*WHAT IS ASKED:* Locate all lines with the word "styles". Copy them.

________

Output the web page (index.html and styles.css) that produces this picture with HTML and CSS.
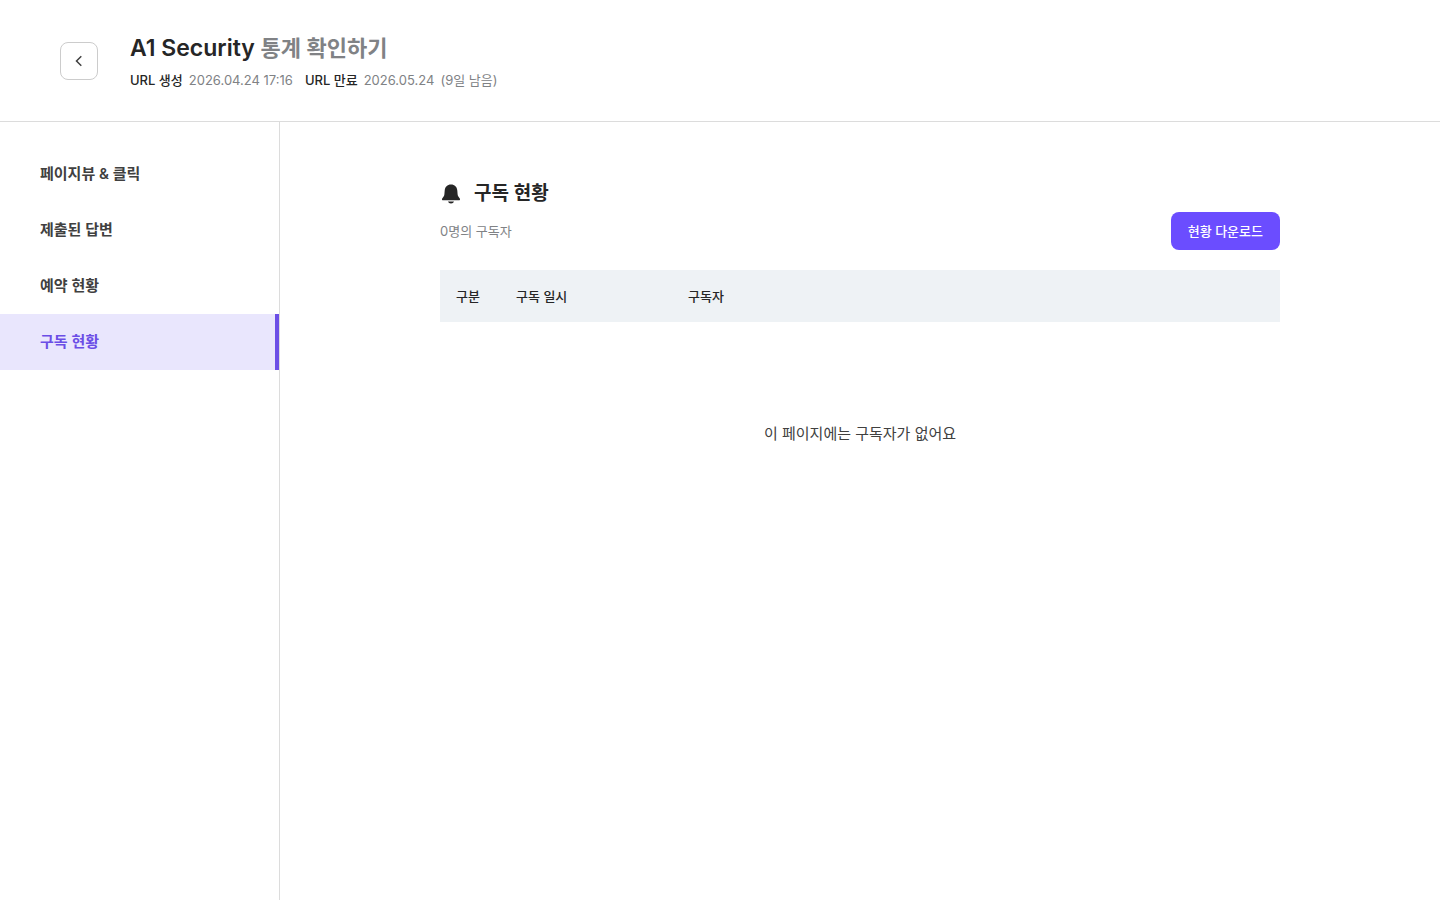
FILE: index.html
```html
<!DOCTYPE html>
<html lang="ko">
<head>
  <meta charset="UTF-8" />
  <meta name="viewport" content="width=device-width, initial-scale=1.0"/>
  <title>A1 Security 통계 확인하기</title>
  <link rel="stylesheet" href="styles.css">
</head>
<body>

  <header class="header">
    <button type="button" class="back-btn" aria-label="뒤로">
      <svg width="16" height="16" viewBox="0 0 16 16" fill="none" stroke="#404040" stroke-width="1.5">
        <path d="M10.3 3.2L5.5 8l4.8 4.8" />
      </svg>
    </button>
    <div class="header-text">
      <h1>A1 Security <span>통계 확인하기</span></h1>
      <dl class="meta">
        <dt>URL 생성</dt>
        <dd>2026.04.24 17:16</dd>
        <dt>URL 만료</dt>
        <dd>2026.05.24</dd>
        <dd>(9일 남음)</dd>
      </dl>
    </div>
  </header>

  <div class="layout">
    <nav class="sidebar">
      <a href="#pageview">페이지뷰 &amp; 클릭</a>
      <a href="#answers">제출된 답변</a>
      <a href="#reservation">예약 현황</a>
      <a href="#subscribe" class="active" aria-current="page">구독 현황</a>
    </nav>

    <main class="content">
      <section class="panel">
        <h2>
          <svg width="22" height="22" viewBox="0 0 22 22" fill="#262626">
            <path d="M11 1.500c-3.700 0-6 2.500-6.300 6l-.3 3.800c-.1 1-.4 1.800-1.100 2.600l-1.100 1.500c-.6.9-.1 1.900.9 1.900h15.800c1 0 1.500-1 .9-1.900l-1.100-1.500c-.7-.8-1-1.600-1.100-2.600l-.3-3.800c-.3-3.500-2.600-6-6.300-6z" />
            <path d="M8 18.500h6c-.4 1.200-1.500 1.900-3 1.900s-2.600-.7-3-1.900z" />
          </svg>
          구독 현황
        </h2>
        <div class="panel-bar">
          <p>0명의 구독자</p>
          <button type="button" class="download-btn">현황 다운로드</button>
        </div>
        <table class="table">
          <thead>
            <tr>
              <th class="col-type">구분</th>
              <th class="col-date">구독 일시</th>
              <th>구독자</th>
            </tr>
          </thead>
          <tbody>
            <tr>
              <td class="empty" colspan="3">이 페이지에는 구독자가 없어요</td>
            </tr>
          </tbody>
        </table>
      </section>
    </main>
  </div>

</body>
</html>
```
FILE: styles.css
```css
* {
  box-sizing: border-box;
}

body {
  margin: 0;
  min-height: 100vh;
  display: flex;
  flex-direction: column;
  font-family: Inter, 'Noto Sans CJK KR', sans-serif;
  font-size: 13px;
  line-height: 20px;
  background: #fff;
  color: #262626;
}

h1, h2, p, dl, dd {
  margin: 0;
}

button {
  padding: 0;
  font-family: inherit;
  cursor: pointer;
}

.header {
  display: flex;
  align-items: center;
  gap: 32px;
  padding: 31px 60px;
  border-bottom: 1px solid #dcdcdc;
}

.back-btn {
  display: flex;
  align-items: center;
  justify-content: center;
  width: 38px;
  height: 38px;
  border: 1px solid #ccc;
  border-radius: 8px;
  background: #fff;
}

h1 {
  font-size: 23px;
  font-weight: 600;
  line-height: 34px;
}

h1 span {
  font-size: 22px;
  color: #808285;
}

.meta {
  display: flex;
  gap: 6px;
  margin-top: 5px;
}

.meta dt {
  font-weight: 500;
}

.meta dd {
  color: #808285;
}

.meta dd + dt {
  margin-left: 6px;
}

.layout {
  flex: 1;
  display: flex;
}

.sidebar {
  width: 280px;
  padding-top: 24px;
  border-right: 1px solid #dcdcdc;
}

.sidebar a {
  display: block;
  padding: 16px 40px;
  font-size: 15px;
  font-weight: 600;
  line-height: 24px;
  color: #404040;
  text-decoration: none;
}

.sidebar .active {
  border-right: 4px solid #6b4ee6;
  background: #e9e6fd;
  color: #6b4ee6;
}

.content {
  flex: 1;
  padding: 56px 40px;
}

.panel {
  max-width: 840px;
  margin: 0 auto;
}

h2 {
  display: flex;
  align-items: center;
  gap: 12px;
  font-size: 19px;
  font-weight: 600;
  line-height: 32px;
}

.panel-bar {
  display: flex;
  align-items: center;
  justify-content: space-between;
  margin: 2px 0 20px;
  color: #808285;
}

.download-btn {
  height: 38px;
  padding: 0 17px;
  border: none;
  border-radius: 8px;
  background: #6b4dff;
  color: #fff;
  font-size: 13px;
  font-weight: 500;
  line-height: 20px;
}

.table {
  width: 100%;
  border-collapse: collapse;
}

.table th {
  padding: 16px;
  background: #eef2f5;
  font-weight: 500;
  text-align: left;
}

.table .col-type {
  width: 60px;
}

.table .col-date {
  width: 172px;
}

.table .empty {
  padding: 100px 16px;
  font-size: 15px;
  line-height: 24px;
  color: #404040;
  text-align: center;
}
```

________

*SOLUTION FOR THIS PROBLEM:*
Output the web page (index.html and styles.css) that produces this picture with HTML and CSS.
  <link rel="stylesheet" href="styles.css">
FILE: styles.css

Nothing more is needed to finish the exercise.